| Exercise requirements |
Render the material again word for word, skipping the pictures in it.

| Dataset content |
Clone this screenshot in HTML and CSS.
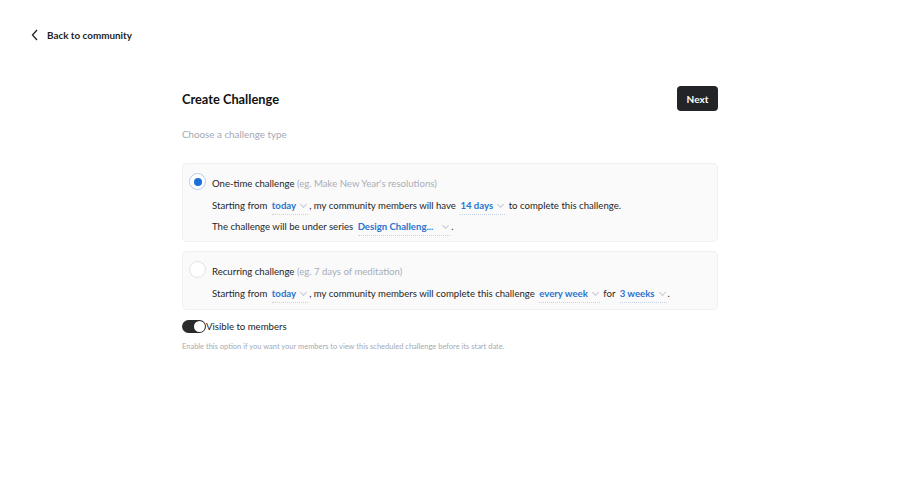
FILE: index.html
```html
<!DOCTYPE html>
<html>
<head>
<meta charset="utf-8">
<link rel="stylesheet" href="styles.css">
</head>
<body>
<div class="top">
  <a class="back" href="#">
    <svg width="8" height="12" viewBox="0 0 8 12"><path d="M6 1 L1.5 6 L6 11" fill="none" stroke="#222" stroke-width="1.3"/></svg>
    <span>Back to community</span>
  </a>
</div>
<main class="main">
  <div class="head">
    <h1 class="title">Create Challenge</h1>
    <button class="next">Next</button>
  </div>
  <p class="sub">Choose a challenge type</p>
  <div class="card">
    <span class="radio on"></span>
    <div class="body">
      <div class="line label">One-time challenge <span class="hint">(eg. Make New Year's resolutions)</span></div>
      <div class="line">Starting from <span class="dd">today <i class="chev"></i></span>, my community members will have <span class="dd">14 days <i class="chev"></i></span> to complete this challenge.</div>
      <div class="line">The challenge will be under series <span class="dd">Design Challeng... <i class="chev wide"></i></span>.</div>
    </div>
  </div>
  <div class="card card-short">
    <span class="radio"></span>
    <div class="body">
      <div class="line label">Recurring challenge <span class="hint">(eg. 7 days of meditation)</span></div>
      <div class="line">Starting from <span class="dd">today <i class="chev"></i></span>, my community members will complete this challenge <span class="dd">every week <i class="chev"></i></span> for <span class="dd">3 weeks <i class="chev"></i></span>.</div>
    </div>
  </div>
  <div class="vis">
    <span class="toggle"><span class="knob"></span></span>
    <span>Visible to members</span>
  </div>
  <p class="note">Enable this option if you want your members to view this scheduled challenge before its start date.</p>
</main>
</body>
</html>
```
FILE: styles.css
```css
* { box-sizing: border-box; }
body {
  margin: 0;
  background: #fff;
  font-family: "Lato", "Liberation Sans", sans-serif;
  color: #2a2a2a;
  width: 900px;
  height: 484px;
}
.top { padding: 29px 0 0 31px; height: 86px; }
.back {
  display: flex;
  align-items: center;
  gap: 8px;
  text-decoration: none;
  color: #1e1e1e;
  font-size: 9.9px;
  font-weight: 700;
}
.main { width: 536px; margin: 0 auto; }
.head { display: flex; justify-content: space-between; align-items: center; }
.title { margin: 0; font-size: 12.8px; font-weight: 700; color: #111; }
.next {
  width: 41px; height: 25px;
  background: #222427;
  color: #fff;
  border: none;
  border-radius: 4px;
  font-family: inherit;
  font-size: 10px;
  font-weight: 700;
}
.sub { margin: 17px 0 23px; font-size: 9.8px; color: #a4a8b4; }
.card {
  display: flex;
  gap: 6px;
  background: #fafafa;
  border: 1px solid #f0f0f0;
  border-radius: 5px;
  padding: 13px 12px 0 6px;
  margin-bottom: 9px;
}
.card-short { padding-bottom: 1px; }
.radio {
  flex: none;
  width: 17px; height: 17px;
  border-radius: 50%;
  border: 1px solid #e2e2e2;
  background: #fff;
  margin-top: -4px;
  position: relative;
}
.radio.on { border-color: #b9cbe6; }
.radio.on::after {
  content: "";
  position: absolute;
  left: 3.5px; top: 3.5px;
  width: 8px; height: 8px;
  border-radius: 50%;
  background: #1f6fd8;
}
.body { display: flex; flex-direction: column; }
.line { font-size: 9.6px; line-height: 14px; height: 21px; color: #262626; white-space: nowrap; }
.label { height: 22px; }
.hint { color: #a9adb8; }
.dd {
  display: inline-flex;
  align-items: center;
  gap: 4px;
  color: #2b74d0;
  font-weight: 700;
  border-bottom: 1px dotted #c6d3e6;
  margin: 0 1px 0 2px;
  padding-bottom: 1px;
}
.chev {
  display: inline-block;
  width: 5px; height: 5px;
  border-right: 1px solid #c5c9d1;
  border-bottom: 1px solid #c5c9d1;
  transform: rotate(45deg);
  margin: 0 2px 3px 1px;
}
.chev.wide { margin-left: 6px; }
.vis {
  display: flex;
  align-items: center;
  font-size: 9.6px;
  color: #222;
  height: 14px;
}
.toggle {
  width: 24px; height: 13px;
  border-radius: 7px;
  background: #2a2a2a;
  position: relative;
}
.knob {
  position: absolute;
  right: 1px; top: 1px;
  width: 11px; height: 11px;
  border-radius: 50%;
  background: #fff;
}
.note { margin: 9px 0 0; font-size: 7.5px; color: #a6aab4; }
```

| Right answer |
Clone this screenshot in HTML and CSS.
FILE: index.html
```html
<!DOCTYPE html>
<html>
<head>
<meta charset="utf-8">
<link rel="stylesheet" href="styles.css">
</head>
<body>
<div class="top">
  <a class="back" href="#">
    <svg width="8" height="12" viewBox="0 0 8 12"><path d="M6 1 L1.5 6 L6 11" fill="none" stroke="#222" stroke-width="1.3"/></svg>
    <span>Back to community</span>
  </a>
</div>
<main class="main">
  <div class="head">
    <h1 class="title">Create Challenge</h1>
    <button class="next">Next</button>
  </div>
  <p class="sub">Choose a challenge type</p>
  <div class="card">
    <span class="radio on"></span>
    <div class="body">
      <div class="line label">One-time challenge <span class="hint">(eg. Make New Year's resolutions)</span></div>
      <div class="line">Starting from <span class="dd">today <i class="chev"></i></span>, my community members will have <span class="dd">14 days <i class="chev"></i></span> to complete this challenge.</div>
      <div class="line">The challenge will be under series <span class="dd">Design Challeng... <i class="chev wide"></i></span>.</div>
    </div>
  </div>
  <div class="card card-short">
    <span class="radio"></span>
    <div class="body">
      <div class="line label">Recurring challenge <span class="hint">(eg. 7 days of meditation)</span></div>
      <div class="line">Starting from <span class="dd">today <i class="chev"></i></span>, my community members will complete this challenge <span class="dd">every week <i class="chev"></i></span> for <span class="dd">3 weeks <i class="chev"></i></span>.</div>
    </div>
  </div>
  <div class="vis">
    <span class="toggle"><span class="knob"></span></span>
    <span>Visible to members</span>
  </div>
  <p class="note">Enable this option if you want your members to view this scheduled challenge before its start date.</p>
</main>
</body>
</html>
```
FILE: styles.css
```css
* { box-sizing: border-box; }
body {
  margin: 0;
  background: #fff;
  font-family: "Lato", "Liberation Sans", sans-serif;
  color: #2a2a2a;
  width: 900px;
  height: 484px;
}
.top { padding: 29px 0 0 31px; height: 86px; }
.back {
  display: flex;
  align-items: center;
  gap: 8px;
  text-decoration: none;
  color: #1e1e1e;
  font-size: 9.9px;
  font-weight: 700;
}
.main { width: 536px; margin: 0 auto; }
.head { display: flex; justify-content: space-between; align-items: center; }
.title { margin: 0; font-size: 12.8px; font-weight: 700; color: #111; }
.next {
  width: 41px; height: 25px;
  background: #222427;
  color: #fff;
  border: none;
  border-radius: 4px;
  font-family: inherit;
  font-size: 10px;
  font-weight: 700;
}
.sub { margin: 17px 0 23px; font-size: 9.8px; color: #a4a8b4; }
.card {
  display: flex;
  gap: 6px;
  background: #fafafa;
  border: 1px solid #f0f0f0;
  border-radius: 5px;
  padding: 13px 12px 0 6px;
  margin-bottom: 9px;
}
.card-short { padding-bottom: 1px; }
.radio {
  flex: none;
  width: 17px; height: 17px;
  border-radius: 50%;
  border: 1px solid #e2e2e2;
  background: #fff;
  margin-top: -4px;
  position: relative;
}
.radio.on { border-color: #b9cbe6; }
.radio.on::after {
  content: "";
  position: absolute;
  left: 3.5px; top: 3.5px;
  width: 8px; height: 8px;
  border-radius: 50%;
  background: #1f6fd8;
}
.body { display: flex; flex-direction: column; }
.line { font-size: 9.6px; line-height: 14px; height: 21px; color: #262626; white-space: nowrap; }
.label { height: 22px; }
.hint { color: #a9adb8; }
.dd {
  display: inline-flex;
  align-items: center;
  gap: 4px;
  color: #2b74d0;
  font-weight: 700;
  border-bottom: 1px dotted #c6d3e6;
  margin: 0 1px 0 2px;
  padding-bottom: 1px;
}
.chev {
  display: inline-block;
  width: 5px; height: 5px;
  border-right: 1px solid #c5c9d1;
  border-bottom: 1px solid #c5c9d1;
  transform: rotate(45deg);
  margin: 0 2px 3px 1px;
}
.chev.wide { margin-left: 6px; }
.vis {
  display: flex;
  align-items: center;
  font-size: 9.6px;
  color: #222;
  height: 14px;
}
.toggle {
  width: 24px; height: 13px;
  border-radius: 7px;
  background: #2a2a2a;
  position: relative;
}
.knob {
  position: absolute;
  right: 1px; top: 1px;
  width: 11px; height: 11px;
  border-radius: 50%;
  background: #fff;
}
.note { margin: 9px 0 0; font-size: 7.5px; color: #a6aab4; }
```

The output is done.